Thursday, May 1, 2014

Keir Dullea, Gone Tomorrow

Continuing my series of sucky posts: 2010: The Year We Make Contact (1984). I actually saw this when it came out, but Ms. Spenser didn't, so we queued it up.

Now, I worship Kubrik's 2001. 2010 is, in many ways, its opposite. While 2001 was cold and stylish, 2010 is, well, movie-ish. 2001 was short on dialog, long on anomie, moody and mysterious. 2010 is fairly chatty, and pretty much comes out and explains everything. Also, in 2010, Dr. Heywood Floyd is played by Roy Scheider in little pants, not William Sylvester.

I went into this re-watch, 30 years later, expecting something pretty rote and generic. I was surprised to find a slightly deeper movie. For instance, the theme of lies and truth kept coming up - The Russian plays a game with Scheider, telling the truth for 2 minutes. Scheider tells the science advisor to let the president know that they will lie to the Russians, "He'll love that". Of course, lies were what made HAL go homicidal.

Bob Balaban is quite sweet as Dr. Chandra, working with HAL's successor SAL 9000. John Lithgow has a nice extended scene as an acrophobe forced to do an extended EVA to get over to the old Discovery. Overall, it seems pretty faithful to Arthur C. Clarke's vision - scientists, engineers, astronauts, problems to solve, but no real mysteries.

On the minus side, the technology level predicted for 2010 (the future!) was laughable - the insides of HAL with the lucite memory blocks were controlled by a Kaypro keyboard and a graphic interface consisting of green letters on a black background. I didn't see any payphones, but if I had, I bet they would have had rotary dials. At least they got the whole "Russians are the bad guys, even if we are temporarily not at war" thing right - although that's more of a 2014 thing than 2010.
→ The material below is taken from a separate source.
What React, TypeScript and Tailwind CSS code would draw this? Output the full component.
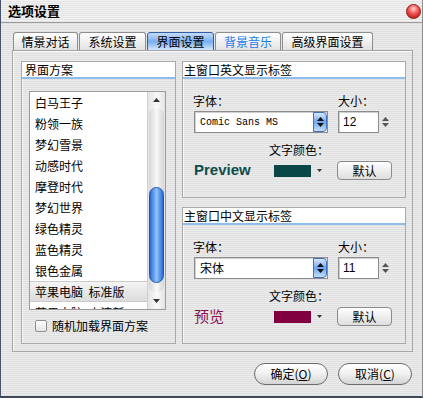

But here's the sucky part of the post - I fell asleep, right around when they were waking HAL up, about the third act. So I'm not really sure how well they managed to explore the themes of truth and lies, humanity and the alien, and Soviet-American detente. I don't even know if they told us what was up with the space embryo from the end of 2001. Oh well, at least I got to hear Keir Dullea as Dave saying, "Something is going to happen. Something wonderful."